Retailers face a growing list of challenges, many of them driven by disconnected systems and declining consumer trust.

Fragmented Data Across Partners

Product, customer, and supply-chain data lives in different systems across suppliers, logistics partners, stores, agencies, and marketplaces. This fragmentation doesn’t just affect operations; it affects privacy and trust. When customer data is duplicated across multiple platforms, each with its own security standards, the risk of breaches increases. Consumers can’t see who holds their data or how it’s being used, and retailers struggle to prove responsible data handling. The result is inconsistent stock records, weak attribution, inaccurate forecasting, and a customer journey that’s harder to understand and harder for shoppers to trust.
Rising Fraud and Counterfeits

Expensive, Slow Payments

Traditional payment rails come with high fees and multi-day settlement windows. That slows cash flow, complicates reconciliation, and adds unnecessary cost to every sale especially for cross-border commerce.
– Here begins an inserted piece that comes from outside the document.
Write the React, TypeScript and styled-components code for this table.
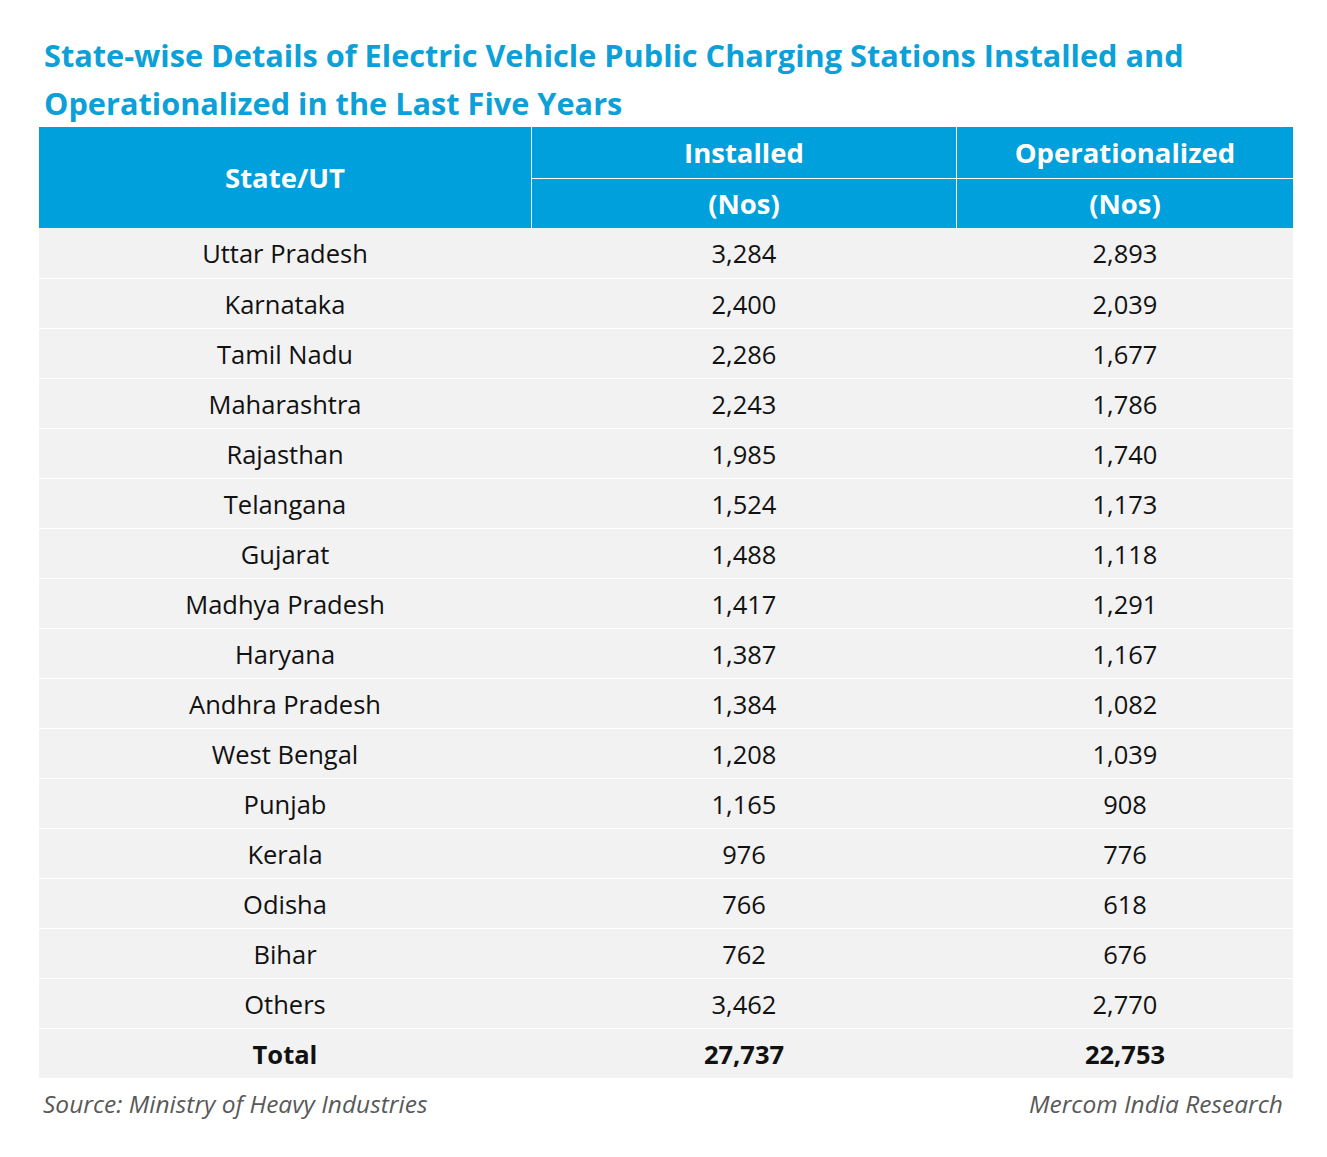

Manual and Complex Settlements

Revenue shares, marketplace settlements, and supplier payments often require manual matching across systems that don’t align. This increases disputes, delays payouts, and creates operational drag across finance teams.

These challenges share a common pattern: a lack of shared, trustworthy information.
Blockchain helps fix this by creating a foundation of verifiable data across every retail process.

Solutions

Blockchain Solutions

Blockchain gives retailers a simple, secure way to connect information across partners, products, and customer touchpoints. It strengthens trust, increases operational clarity and enables new forms of digital collaboration all without replacing existing tools.

Data Transparency

Retail generates huge amounts of data, but most of it is siloed, spread across e-commerce systems, suppliers, agencies and in-store platforms. That fragmentation makes it difficult to understand customers, predict demand, or verify performance.

Blockchain creates a shared, tamper-proof record that links these datasets together.
It becomes a single, verifiable source of product, stock, supplier, and customer information, accessible only to those who should see it.

This is also where Digital Product Passports (DPPs) come into play. Blockchain provides the ideal infrastructure to store item-level details on materials, authenticity, sustainability, repairs, and resale, supporting upcoming EU regulations and giving customers the transparency they expect.

The result: clearer insight, better compliance, and stronger customer trust.

Fraud Control

Fraud thrives in the gaps between systems, from return abuse and counterfeit goods to loyalty manipulation and chargebacks.
Retailers often rely on disconnected records that make it hard to verify what actually happened in a transaction or where a product came from.

Blockchain closes those gaps with tamper-proof records and item-level traceability.
Digital receipts prevent fraudulent returns, product passports confirm authenticity, and every transaction becomes verifiable across partners.

The result: fewer disputes, less fraud, and protected margins

Payments & Settlements

Retail payments and settlements are still slowed down by legacy rails, high fees, and manual reconciliation. This creates delays, adds cost, and makes it difficult to see where money is, where it’s going, and why something has stalled.

Blockchain simplifies this entire flow.
It allows payments to move instantly and transparently, without unnecessary middle layers.
And because every transaction is recorded on a shared, verifiable ledger, settlements happen automatically, not after days of matching spreadsheets or chasing missing data.

Smart contracts can trigger payouts the moment goods are delivered, a return is verified, or a marketplace fee is owed. Cross-border payments become faster and cheaper. Finance teams can see transactions in real time instead of waiting for end-of-day or end-of-week reports.

The result: lower costs, faster cash flow, and simpler financial operations.

The BSV blockchain is designed for exactly these conditions, high-volume transactions, low fees, real-time transparency, and interoperable data. It provides the infrastructure retailers need to run product passports, loyalty tokens, payments, fraud controls, and settlement automation all on one chain.

With BSV, retailers aren’t just adopting a new technology, they’re strengthening the foundation of trust, transparency, and operational clarity that the entire industry depends on.